In her run at the 2020 Democratic nomination, Kamala Harris, a former San Francisco district attorney and California state attorney general, struggled to square her prosecutor past with the new political reality for Democrats. Previously, Harris had portrayed herself as someone who is neither tough nor soft but “smart” on crime. At times, she tried to depict herself as a reformer, though that is not how she was regarded as a prosecutor. With her campaign in disarray, her poll numbers slipping behind the front-running white candidates, Harris announced her withdrawal from the race on Tuesday.

Once, cops could count on establishment and even liberal media to back them—to point out, for example, that Michael Brown, as The New York Times printed in 2014, was “no angel.” That, too, has changed: In November, when the Times editorial board criticized police and prosecutors’ attempts to block modest bail and discovery reform measures, they were blunt and prescriptive, calling the efforts “A Sad Last Gasp Against Criminal Justice Reform.”
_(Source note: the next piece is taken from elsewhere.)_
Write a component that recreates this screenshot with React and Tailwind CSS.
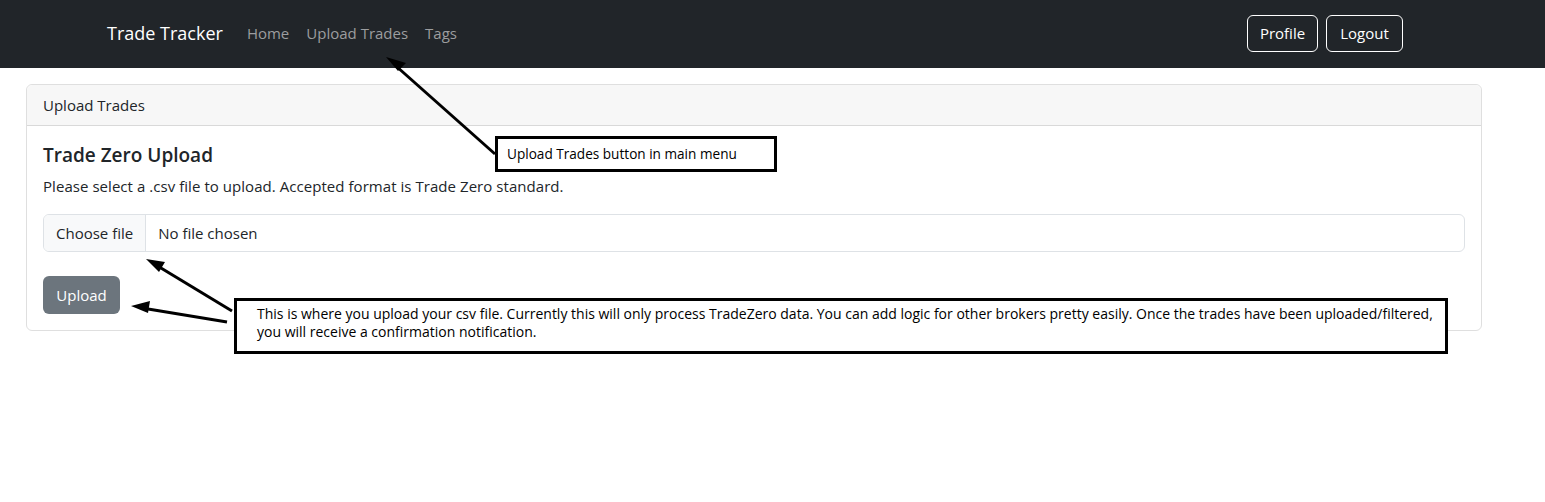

The less taboo it has become for anyone with some modicum of power to critique the police, the more law enforcement and their backers have moved to police the boundaries of permissible debate about their power. This Tuesday, Attorney General Bill Barr even suggested that those who don’t offer “support and respect” to cops could be deprived of police protection. Despite police and their advocates’ assertions of victimhood, police are far from marginalized targets, oppressed by reformers, abolitionists, or even prosecutors: They still have the full force of the state behind them. And that’s precisely why police are so invested in this war—to keep the state out of the hands of reform-minded public officials and those who seek to elect them.